The new UK-UK exemption could reduce compliance work for qualifying domestic related-party transactions. That is helpful, but it is not automatic. Groups still need to assess whether the conditions are met, whether the transaction is genuinely tax neutral, and whether any exclusions or mismatches keep the arrangement in scope.

What to review: Domestic financing, guarantees, and other UK-UK dealings where the exemption may be available but has not been formally scoped.


3. Financing and guarantees are now a clear challenge area

The UK has moved more closely into line with OECD guidance on financial transactions, and HMRC is expected to look more closely at debt capacity, guarantee pricing, and the distinction between explicit guarantees and general group support. In practical terms, weak debt-capacity analysis, thin support for guarantee fees, or inconsistent treatment across borrower and guarantor positions will be harder to defend.

What to review: Intercompany loans, guarantee fee policies, treasury structures, and any UK entity with material financing flows.


4. Older technical positions may need refreshing

The reforms also make the OECD interpretative rule more explicit. UK transfer pricing is now expected to be interpreted consistently with current OECD materials unless the UK has taken a different position. That means older memos, legacy analyses, and positions built on stale OECD support may no longer be enough, especially in contentious areas.

What to review: Precedent files, benchmark support, and technical positions that have not been refreshed for the current OECD guidance.


5. HMRC may move faster once issues arise

The repeal of Commissioners’ sanction does not change how groups should price transactions, but it does streamline HMRC’s internal process before making certain transfer pricing determinations. The practical consequence is straightforward: businesses should expect less procedural delay before formal action.

What to review: Whether key transfer pricing positions are supported before an enquiry starts, not during it.

6. IP valuations will need stronger arm’s-length support

For cross-border related-party transfers and licences of intangible fixed assets, the UK now uses a clearer arm’s-length valuation standard. That creates a tighter link between transfer pricing, valuation, and legal structuring.
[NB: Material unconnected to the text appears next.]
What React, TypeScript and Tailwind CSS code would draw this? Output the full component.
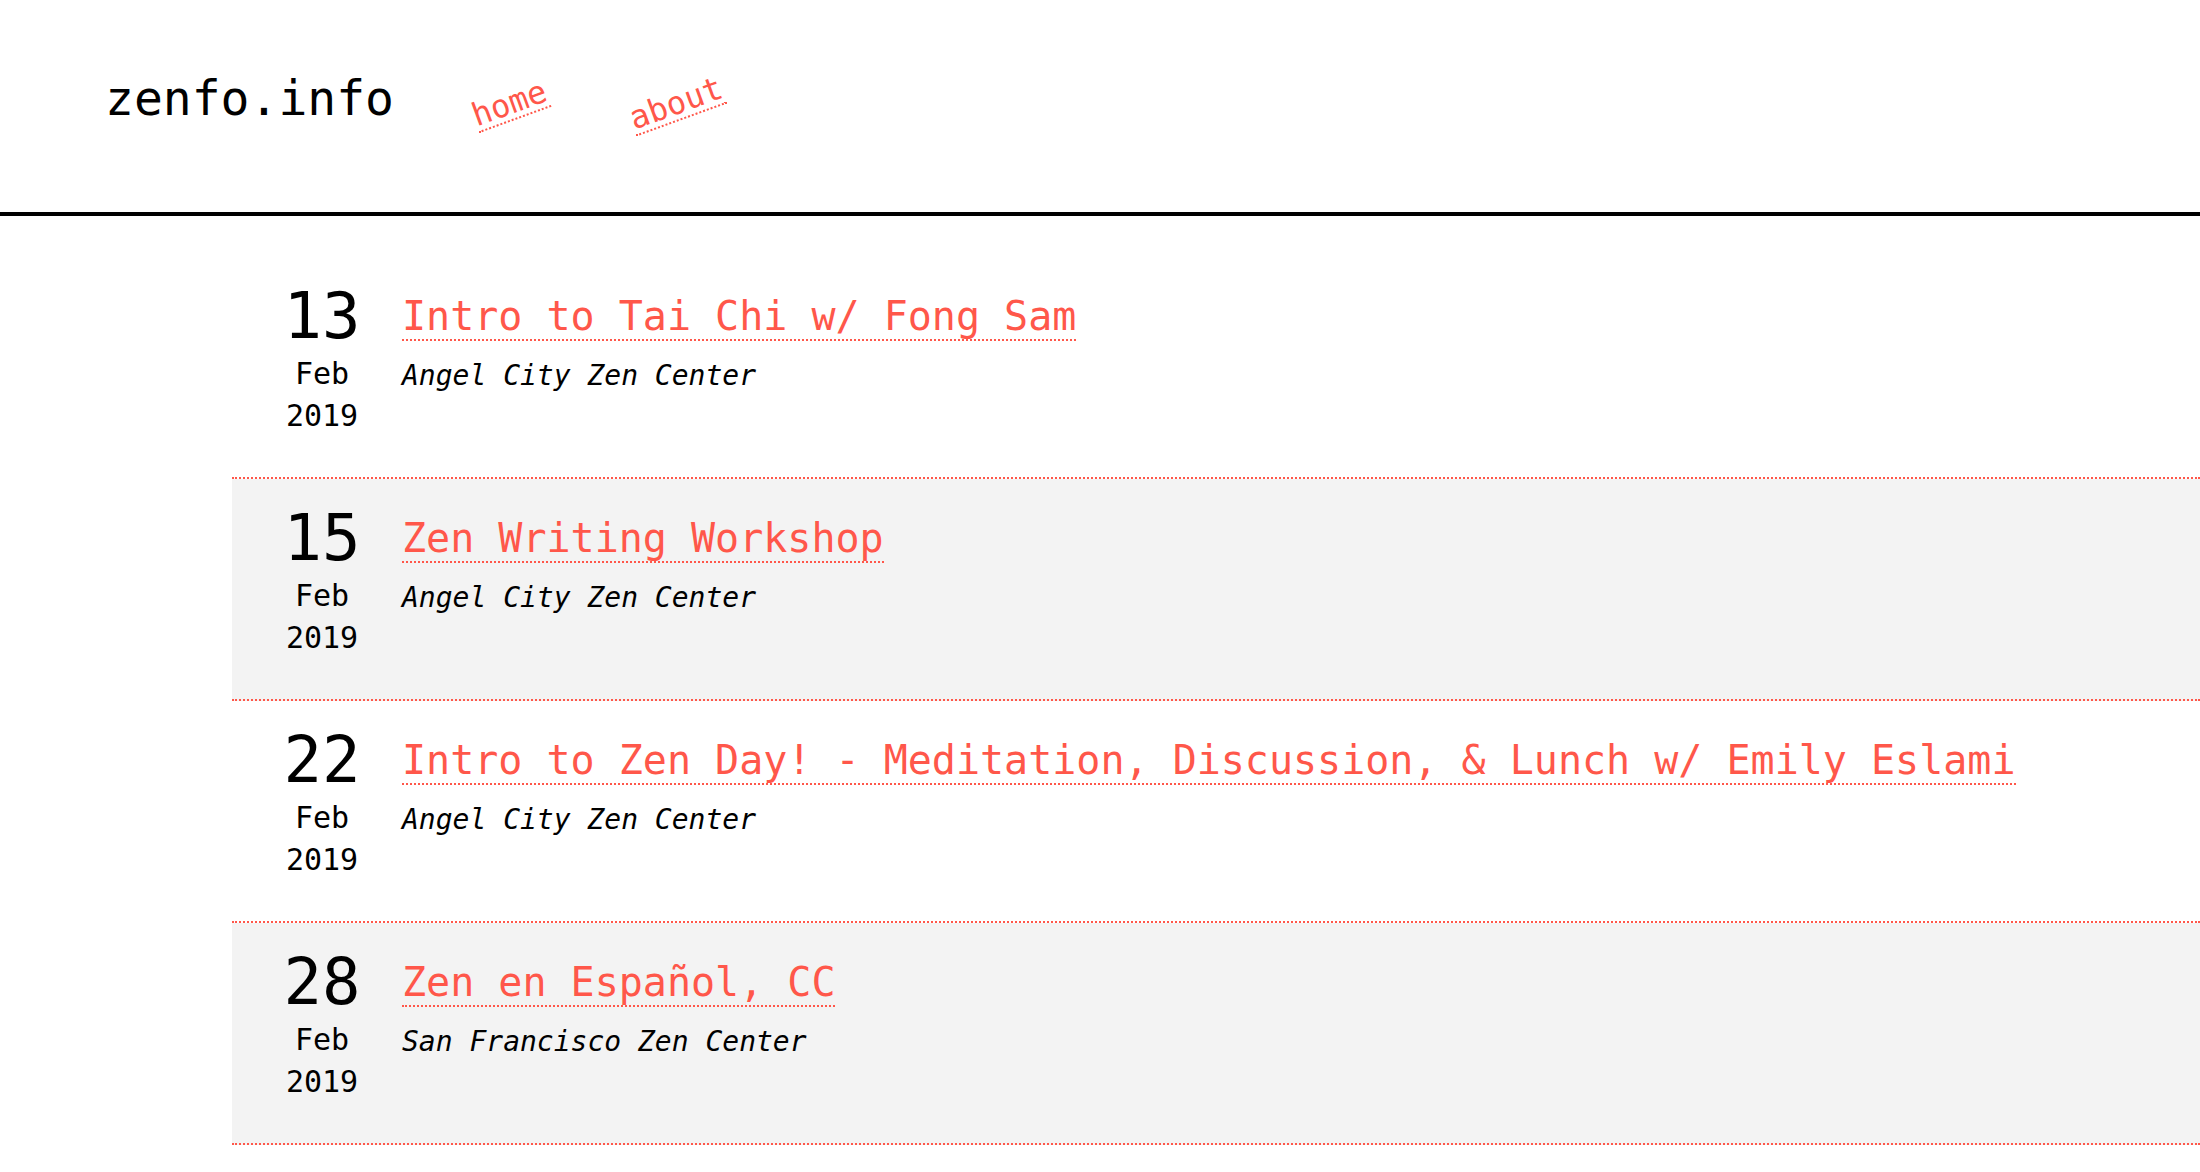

This matters especially for groups with software, brand, technology, or broader IP migration activity.

What to review: Current and planned IP transfers, licence arrangements, and whether valuation reports are framed clearly around arm’s-length support.

7. ICTS means data readiness matters now, not in 2027

The International Controlled Transactions Schedule is expected to apply for accounting periods beginning on or after 1 January 2027. Its purpose is to give HMRC more standardised, transaction-level information on cross-border related-party dealings. The real challenge is not just the future filing requirement. It is whether businesses can actually collect, validate, and reconcile the underlying data well enough to comply.

What to review: Transaction-level audit trail, data collection processes, and whether current TP documentation can map into structured reporting.


8. The medium-sized business reprieve does not remove wider risk

The government decided not to proceed, for now, with removing the medium-sized business exemption through this reform process. That gives some relief to mid-market groups. But it does not remove the wider message of the reforms: the UK is becoming more structured, more transparent, and more scrutiny-driven.

What to review: Whether exemption status still applies, and whether overseas requirements or audit risk still make stronger support necessary.


9. A wider enforcement shift is also taking shape

Alongside the legislative changes, HMRC’s latest statistics reinforce the direction of travel. The UK brief highlights TP yield of £3.387bn for 2024-25, with 26 APAs agreed and 115 MAP cases resolved. That is not just a data point. It is a signal that transfer pricing remains a live, well-resourced focus area for HMRC.

What to review: Whether high-value financing, profit allocation, and weakly supported positions could attract more attention than they would have in the past.


10. A short note on DPT and UTPP

A related development is the replacement of Diverted Profits Tax with an Unassessed Transfer Pricing Profits charge within the mainstream corporation tax framework. For some groups, that may broaden the relevance of anti-diversion rules and bring older DPT-style risk questions back into focus through a more integrated transfer pricing lens. This is not the first issue most businesses should review, but it adds to the broader picture of a more assertive UK environment.

What to review: If the group has previously considered DPT exposure, low-tax structuring risk, or material profit diversion questions, revisit whether the new framework changes the risk profile.


Final takeaway

The UK transfer pricing story is no longer just about minimal compliance. It is about scope, audit trail, financing discipline, IP defensibility, and readiness for more granular reporting. For businesses with UK operations, the right response is to review those areas now and fix the weak points before they become visible in an enquiry or filing cycle for HMRC.